Janet Malcolm at The New York Review of Books:
In a letter of 1989 to his friend Lucas Myers, published in Letters of Ted Hughes,2Hughes writes about how “pitifully little” he is producing and goes on to
wonder sometimes if things might have gone differently without the events of 63 & 69 [the years of Plath’s and Wevill’s suicides]. I have an idea of those two episodes as giant steel doors shutting down over great parts of myself, leaving me that much less, just what was left, to live on. No doubt a more resolute artist would have penetrated the steel doors—but I believe big physical changes happen at those times, big self-anaesthesias. Maybe life isn’t long enough to wake up from them.
Hughes’s feeling of not writing enough is common among writers, sometimes even among the most prolific. In Hughes’s case it was certainly delusory. The posthumous volume of Hughes’s collected poems is over a thousand pages long and there are five volumes of prose and seven volumes of translations. But without question Hughes suffered blows greater than those it is given to most writers to suffer. His life had been ruined not just once, but twice. It has the character not of actual human existence but of a dark fable about a hero born under a malign star.

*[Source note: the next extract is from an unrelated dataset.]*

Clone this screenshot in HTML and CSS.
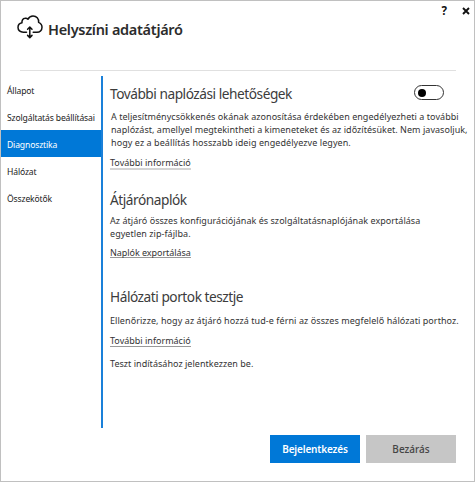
FILE: index.html
```
<!DOCTYPE html>
<html lang="hu">
<head>
<meta charset="utf-8">
<title>Helyszíni adatátjáró</title>
<link rel="stylesheet" href="styles.css">
</head>
<body>
<div class="window">
  <header class="header">
    <svg class="logo" width="26" height="24" viewBox="0 0 26 24" fill="none" stroke="#111" stroke-width="1.5" stroke-linecap="round" stroke-linejoin="round">
      <path d="M9.5 17.2H6.2C3.2 17.2 1 15.3 1 12.5C1 10 2.8 8.2 5 7.8C4.6 5.4 6 3.5 8 3.3C9.3 3.1 10.4 3.5 11 4.3C12 2.2 13.8 1 16 1C19.5 1 22 3.6 21.6 7.4C23.8 8.3 25 10.1 25 12.3C25 15.2 22.8 17.2 20 17.2H16.2"/>
      <path d="M12.8 12.3V22.2M10.6 14.2L12.8 12L15 14.2M10.6 20.4L12.8 22.6L15 20.4"/>
    </svg>
    <h1 class="title"><span>Helyszíni adatátjáró</span></h1>
    <div class="controls">
      <span class="help">?</span>
      <svg width="8" height="8" viewBox="0 0 8 8" stroke="#111" stroke-width="1.9"><path d="M1 1L7 7M7 1L1 7"/></svg>
    </div>
  </header>
  <div class="rule"></div>
  <div class="body">
    <nav class="nav">
      <a><span>Állapot</span></a>
      <a><span>Szolgáltatás beállításai</span></a>
      <a class="active"><span>Diagnosztika</span></a>
      <a><span>Hálózat</span></a>
      <a><span>Összekötők</span></a>
    </nav>
    <main class="content">
      <section class="logging">
        <div class="head">
          <h2>További naplózási lehetőségek</h2>
          <div class="toggle"><i></i></div>
        </div>
        <p><span class="a1">A teljesítménycsökkenés okának azonosítása érdekében engedélyezheti a további</span><br><span class="a2">naplózást, amellyel megtekintheti a kimeneteket és az időzítésüket. Nem javasoljuk,</span><br><span class="a3">hogy ez a beállítás hosszabb ideig engedélyezve legyen.</span></p>
        <a class="link soft"><span>További információ</span></a>
      </section>
      <section class="logs">
        <h2>Átjárónaplók</h2>
        <p><span class="b1">Az átjáró összes konfigurációjának és szolgáltatásnaplójának exportálása</span><br><span class="b2">egyetlen zip-fájlba.</span></p>
        <a class="link"><span class="l2">Naplók exportálása</span></a>
      </section>
      <section class="ports">
        <h2>Hálózati portok tesztje</h2>
        <p><span class="c1">Ellenőrizze, hogy az átjáró hozzá tud-e férni az összes megfelelő hálózati porthoz.</span></p>
        <a class="link"><span>További információ</span></a>
        <p class="note"><span class="c2">Teszt indításához jelentkezzen be.</span></p>
      </section>
    </main>
  </div>
  <footer class="footer">
    <button class="primary"><span>Bejelentkezés</span></button>
    <button class="secondary"><span>Bezárás</span></button>
  </footer>
</div>
</body>
</html>
```
FILE: styles.css
```
* { box-sizing: border-box; }
body {
  margin: 0;
  font-family: "Noto Sans", "Open Sans", sans-serif;
  font-size: 9px;
  color: #333;
  background: #fff;
}
.window {
  width: 475px;
  height: 482px;
  border: 1px solid #c0c0c0;
  display: flex;
  flex-direction: column;
  overflow: hidden;
}
span, h2 { white-space: nowrap; }
h1, h2, p { margin: 0; }
.header { height: 69px; display: flex; padding-left: 16px; flex: none; }
.logo { margin-top: 14px; flex: none; }
.title { margin: 17px 0 0 5px; font-size: 14.5px; line-height: 22px; font-weight: 600; color: #2c2c2c; letter-spacing: -0.3px; }
.controls { margin-left: auto; padding: 3px 4px 0 0; display: flex; gap: 15px; height: 15px; }
.controls svg { margin-top: 3px; }
.help { font-size: 11.5px; line-height: 14px; font-weight: 700; color: #111; }
.rule { height: 1px; margin: 0 18px 0 19px; background: #e0e0e0; flex: none; }
.body { display: flex; height: 352px; margin-top: 5px; flex: none; }
.nav { width: 102px; border-right: 2px solid #1a80d9; display: flex; flex-direction: column; }
.nav a { height: 27px; line-height: 31px; padding-left: 6px; color: #222; font-size: 8.6px; letter-spacing: -0.15px; }
.nav .active { background: #0078d7; color: #fff; }
.content { padding-left: 7px; flex: 1; }
h2 { font-size: 13.7px; line-height: 20px; font-weight: 400; color: #3c3c3c; letter-spacing: -0.47px; }
.a1 { letter-spacing: 0.045px; }
.a2 { letter-spacing: 0.04px; }
.a3 { letter-spacing: 0.07px; }
.b1 { letter-spacing: 0.035px; }
.b2 { letter-spacing: 0.05px; }
.c1 { letter-spacing: 0.07px; }
.c2 { letter-spacing: 0.03px; }
.l2 { letter-spacing: -0.05px; }
.head { display: flex; justify-content: space-between; padding-right: 30px; }
.toggle { width: 30px; height: 15px; border: 1px solid #333; border-radius: 8px; padding: 3px; margin-top: 1px; }
.toggle i { display: block; width: 8px; height: 8px; border-radius: 50%; background: #000; }
p { line-height: 13px; color: #333; }
.link { display: block; width: 81px; line-height: 13px; height: 13px; border-bottom: 1px solid #999; color: #333; }
.soft { border-bottom: 2px solid #d4d4d4; height: 14px; }
.logging { height: 106px; padding-top: 8px; }
.logging p { margin: 6px 0 7px 1px; }
.logs { height: 98px; padding-top: 8px; }
.logs p { margin: 4px 0 6px; }
.logs .link { height: 12px; }
.ports { padding-top: 7px; }
.ports p { margin: 7px 0; }
.ports .note { margin-top: 10px; }
.footer { display: flex; justify-content: flex-end; gap: 6px; padding-right: 18px; margin-top: 7px; }
button { width: 90px; height: 28px; border: 0; padding: 0; font: 600 10px "Noto Sans", sans-serif; }
.primary { background: #0078d7; color: #fff; letter-spacing: -0.15px; }
.secondary { background: #c6c6c6; color: #444; font-weight: 500; }
```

That it was Bate of all people who was chosen to write Hughes’s biography only heightens our sense of Hughes’s preternatural unluckiness; though the choice might not have surprised him. Ancient stories about innocents delivered into the hands of enemies disguised as friends were well known to him, as was The Aspern Papers. He emerges from his letters as a man blessed with a brilliant mind and a warm and open nature, who seemed to take a deeper interest in other people’s feelings and wishes than the rest of us are able to do and who never said anything trite or obvious or pious or self-serving.
more here.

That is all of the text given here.